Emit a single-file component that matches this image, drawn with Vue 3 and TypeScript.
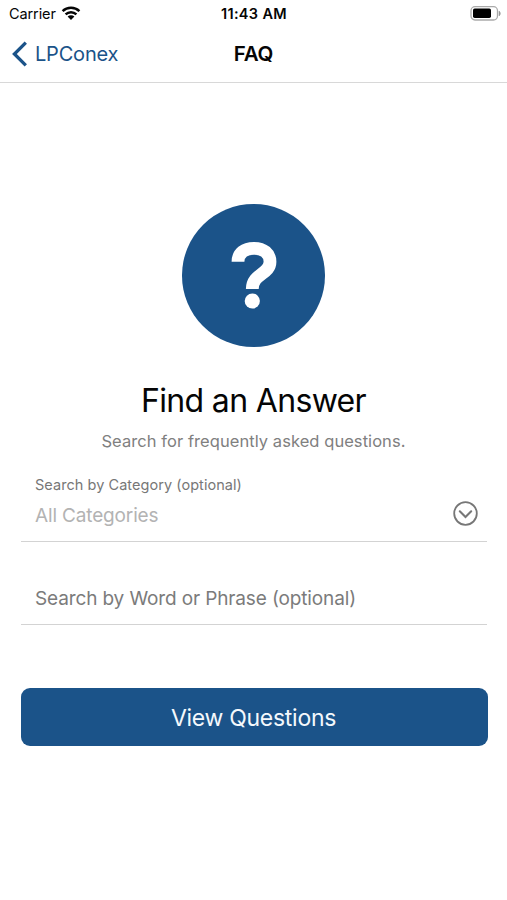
<script setup lang="ts">
import { ref } from 'vue'

const phrase = ref('')
</script>

<template>
  <main class="screen">
    <header class="top">
      <div class="status">
        <div class="carrier">
          <span>Carrier</span>
          <svg class="wifi" viewBox="0 0 20 15" aria-hidden="true">
            <path d="M1.6 5.2a12.2 12.2 0 0 1 16.800 0M4.600 8.400a7.800 7.800 0 0 1 10.800 0" fill="none" stroke="#050505" stroke-width="2.500" />
            <path d="M6.600 10.600a4.900 4.900 0 0 1 6.800 0L10 14z" fill="#050505" />
          </svg>
        </div>
        <span class="time">11:43 AM</span>
        <svg class="battery" viewBox="0 0 32 16" aria-hidden="true">
          <rect x="1" y="0.700" width="26.500" height="13.300" rx="4" fill="#fff" stroke="#aaa" stroke-width="1.300" />
          <rect x="3" y="2.500" width="18" height="9.500" rx="1.700" fill="#000" />
          <path d="M29 5v5a3 3 0 0 0 0-5" fill="#999" stroke="#999" stroke-width="0.500" />
        </svg>
      </div>
      <nav class="nav">
        <a class="back">
          <svg class="chevron" viewBox="0 0 16 26" aria-hidden="true">
            <path d="M13.800 1.600 2.400 13l11.400 11.400" fill="none" stroke="#1b5389" stroke-width="3.300" />
          </svg>
          <span>LPConex</span>
        </a>
        <h1 class="title">FAQ</h1>
      </nav>
    </header>

    <section class="content">
      <svg class="hero" viewBox="0 0 143 143" aria-hidden="true">
        <circle cx="71.500" cy="71.500" r="71.500" fill="#1b5389" />
        <path d="M56 57.800C56 49 62.500 44.300 72 44.300c9.800 0 16 5.400 16 13.400C88 70.500 70.300 69.500 70.300 85" fill="none" stroke="#fff" stroke-width="12.800" />
        <circle cx="70.300" cy="97" r="7.600" fill="#fff" />
      </svg>
      <h2 class="heading">Find an Answer</h2>
      <p class="sub">Search for frequently asked questions.</p>

      <div class="field category">
        <div>
          <div class="label">Search by Category (optional)</div>
          <div class="value">All Categories</div>
        </div>
        <svg class="drop" viewBox="0 0 25 25" aria-hidden="true">
          <circle cx="12.500" cy="12.500" r="11.300" fill="none" stroke="#777" stroke-width="1.800" />
          <path d="m6.800 10.300 5.700 5.700 5.700-5.700" fill="none" stroke="#777" stroke-width="2.100" stroke-linecap="round" />
        </svg>
      </div>
      <div class="field word">
        <input v-model="phrase" class="phrase" type="text" placeholder="Search by Word or Phrase (optional)" />
      </div>
      <button class="submit" type="button">View Questions</button>
    </section>
  </main>
</template>

<style>
body {
  background: #fff;
}
</style>

<style scoped>
.screen {
  height: 900px;
  overflow: hidden;
  background: #fff;
  color: #050505;
  font-family: Inter, "Liberation Sans", sans-serif;
}
.top {
  height: 83px;
  box-sizing: border-box;
  border-bottom: 1px solid #d8d8d8;
}
.status {
  display: grid;
  grid-template-columns: 1fr auto 1fr;
  align-items: center;
  height: 27px;
  padding: 0 5px 0 9px;
  font-size: 14.5px;
}
.carrier {
  display: flex;
  align-items: center;
  gap: 5px;
  letter-spacing: -0.1px;
}
.wifi {
  width: 20px;
  height: 15px;
}
.time {
  margin-right: 3px;
  font-weight: 600;
  letter-spacing: 0.35px;
}
.battery {
  justify-self: end;
  width: 32px;
  height: 16px;
}
.nav {
  display: grid;
  grid-template-columns: 1fr auto 1fr;
  align-items: center;
  height: 54px;
  padding: 0 12px;
}
.back {
  display: flex;
  align-items: center;
  gap: 7px;
  color: #1b5389;
  font-size: 20px;
  letter-spacing: -0.2px;
}
.chevron {
  width: 16px;
  height: 26px;
}
.title {
  margin: 0 0 2px;
  font-size: 20.5px;
  font-weight: 600;
  letter-spacing: -0.2px;
}
.content {
  display: flex;
  flex-direction: column;
  padding: 121px 20px 0;
}
.hero {
  align-self: center;
  width: 143px;
  height: 143px;
}
.heading {
  margin: 34px 0 0;
  line-height: 40px;
  text-align: center;
  font-size: 32px;
  font-weight: 400;
  letter-spacing: -0.66px;
}
.sub {
  margin: 8px 0 0;
  line-height: 24px;
  text-align: center;
  color: #808080;
  font-size: 16.5px;
  letter-spacing: 0.06px;
}
.field {
  display: flex;
  box-sizing: border-box;
  margin-left: 1px;
  border-bottom: 1px solid #d3d3d3;
}
.category {
  justify-content: space-between;
  height: 79px;
  margin-top: 10px;
  padding: 12px 9px 0 14px;
}
.label {
  line-height: 20px;
  color: #777;
  font-size: 14.5px;
  letter-spacing: 0.05px;
}
.value {
  margin-top: 9px;
  line-height: 24px;
  color: #b3b3b3;
  font-size: 19px;
  letter-spacing: -0.15px;
}
.drop {
  width: 25px;
  height: 25px;
  margin-top: 26px;
}
.word {
  height: 83px;
  padding: 42px 14px 0;
}
.phrase {
  width: 100%;
  height: 28px;
  padding: 0;
  border: 0;
  outline: 0;
  background: transparent;
  font: 400 19px Inter, "Liberation Sans", sans-serif;
  letter-spacing: -0.13px;
  color: #777;
}
.phrase::placeholder {
  color: #7b7b7b;
  opacity: 1;
}
.submit {
  height: 58.5px;
  margin: 62.5px -0.5px 0 0.5px;
  padding: 2px 1px 0 0;
  border: 0;
  border-radius: 9px;
  background: #1b5389;
  color: #f4f8fc;
  font: 400 23px Inter, "Liberation Sans", sans-serif;
  letter-spacing: -0.28px;
}
</style>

■ Task goal: Restate the whole listing above exactly, except for its images.

■ Output:
Emit a single-file component that matches this image, drawn with Vue 3 and TypeScript.
<script setup lang="ts">
import { ref } from 'vue'

const phrase = ref('')
</script>

<template>
  <main class="screen">
    <header class="top">
      <div class="status">
        <div class="carrier">
          <span>Carrier</span>
          <svg class="wifi" viewBox="0 0 20 15" aria-hidden="true">
            <path d="M1.6 5.2a12.2 12.2 0 0 1 16.800 0M4.600 8.400a7.800 7.800 0 0 1 10.800 0" fill="none" stroke="#050505" stroke-width="2.500" />
            <path d="M6.600 10.600a4.900 4.900 0 0 1 6.800 0L10 14z" fill="#050505" />
          </svg>
        </div>
        <span class="time">11:43 AM</span>
        <svg class="battery" viewBox="0 0 32 16" aria-hidden="true">
          <rect x="1" y="0.700" width="26.500" height="13.300" rx="4" fill="#fff" stroke="#aaa" stroke-width="1.300" />
          <rect x="3" y="2.500" width="18" height="9.500" rx="1.700" fill="#000" />
          <path d="M29 5v5a3 3 0 0 0 0-5" fill="#999" stroke="#999" stroke-width="0.500" />
        </svg>
      </div>
      <nav class="nav">
        <a class="back">
          <svg class="chevron" viewBox="0 0 16 26" aria-hidden="true">
            <path d="M13.800 1.600 2.400 13l11.400 11.400" fill="none" stroke="#1b5389" stroke-width="3.300" />
          </svg>
          <span>LPConex</span>
        </a>
        <h1 class="title">FAQ</h1>
      </nav>
    </header>

    <section class="content">
      <svg class="hero" viewBox="0 0 143 143" aria-hidden="true">
        <circle cx="71.500" cy="71.500" r="71.500" fill="#1b5389" />
        <path d="M56 57.800C56 49 62.500 44.300 72 44.300c9.800 0 16 5.400 16 13.400C88 70.500 70.300 69.500 70.300 85" fill="none" stroke="#fff" stroke-width="12.800" />
        <circle cx="70.300" cy="97" r="7.600" fill="#fff" />
      </svg>
      <h2 class="heading">Find an Answer</h2>
      <p class="sub">Search for frequently asked questions.</p>

      <div class="field category">
        <div>
          <div class="label">Search by Category (optional)</div>
          <div class="value">All Categories</div>
        </div>
        <svg class="drop" viewBox="0 0 25 25" aria-hidden="true">
          <circle cx="12.500" cy="12.500" r="11.300" fill="none" stroke="#777" stroke-width="1.800" />
          <path d="m6.800 10.300 5.700 5.700 5.700-5.700" fill="none" stroke="#777" stroke-width="2.100" stroke-linecap="round" />
        </svg>
      </div>
      <div class="field word">
        <input v-model="phrase" class="phrase" type="text" placeholder="Search by Word or Phrase (optional)" />
      </div>
      <button class="submit" type="button">View Questions</button>
    </section>
  </main>
</template>

<style>
body {
  background: #fff;
}
</style>

<style scoped>
.screen {
  height: 900px;
  overflow: hidden;
  background: #fff;
  color: #050505;
  font-family: Inter, "Liberation Sans", sans-serif;
}
.top {
  height: 83px;
  box-sizing: border-box;
  border-bottom: 1px solid #d8d8d8;
}
.status {
  display: grid;
  grid-template-columns: 1fr auto 1fr;
  align-items: center;
  height: 27px;
  padding: 0 5px 0 9px;
  font-size: 14.5px;
}
.carrier {
  display: flex;
  align-items: center;
  gap: 5px;
  letter-spacing: -0.1px;
}
.wifi {
  width: 20px;
  height: 15px;
}
.time {
  margin-right: 3px;
  font-weight: 600;
  letter-spacing: 0.35px;
}
.battery {
  justify-self: end;
  width: 32px;
  height: 16px;
}
.nav {
  display: grid;
  grid-template-columns: 1fr auto 1fr;
  align-items: center;
  height: 54px;
  padding: 0 12px;
}
.back {
  display: flex;
  align-items: center;
  gap: 7px;
  color: #1b5389;
  font-size: 20px;
  letter-spacing: -0.2px;
}
.chevron {
  width: 16px;
  height: 26px;
}
.title {
  margin: 0 0 2px;
  font-size: 20.5px;
  font-weight: 600;
  letter-spacing: -0.2px;
}
.content {
  display: flex;
  flex-direction: column;
  padding: 121px 20px 0;
}
.hero {
  align-self: center;
  width: 143px;
  height: 143px;
}
.heading {
  margin: 34px 0 0;
  line-height: 40px;
  text-align: center;
  font-size: 32px;
  font-weight: 400;
  letter-spacing: -0.66px;
}
.sub {
  margin: 8px 0 0;
  line-height: 24px;
  text-align: center;
  color: #808080;
  font-size: 16.5px;
  letter-spacing: 0.06px;
}
.field {
  display: flex;
  box-sizing: border-box;
  margin-left: 1px;
  border-bottom: 1px solid #d3d3d3;
}
.category {
  justify-content: space-between;
  height: 79px;
  margin-top: 10px;
  padding: 12px 9px 0 14px;
}
.label {
  line-height: 20px;
  color: #777;
  font-size: 14.5px;
  letter-spacing: 0.05px;
}
.value {
  margin-top: 9px;
  line-height: 24px;
  color: #b3b3b3;
  font-size: 19px;
  letter-spacing: -0.15px;
}
.drop {
  width: 25px;
  height: 25px;
  margin-top: 26px;
}
.word {
  height: 83px;
  padding: 42px 14px 0;
}
.phrase {
  width: 100%;
  height: 28px;
  padding: 0;
  border: 0;
  outline: 0;
  background: transparent;
  font: 400 19px Inter, "Liberation Sans", sans-serif;
  letter-spacing: -0.13px;
  color: #777;
}
.phrase::placeholder {
  color: #7b7b7b;
  opacity: 1;
}
.submit {
  height: 58.5px;
  margin: 62.5px -0.5px 0 0.5px;
  padding: 2px 1px 0 0;
  border: 0;
  border-radius: 9px;
  background: #1b5389;
  color: #f4f8fc;
  font: 400 23px Inter, "Liberation Sans", sans-serif;
  letter-spacing: -0.28px;
}
</style>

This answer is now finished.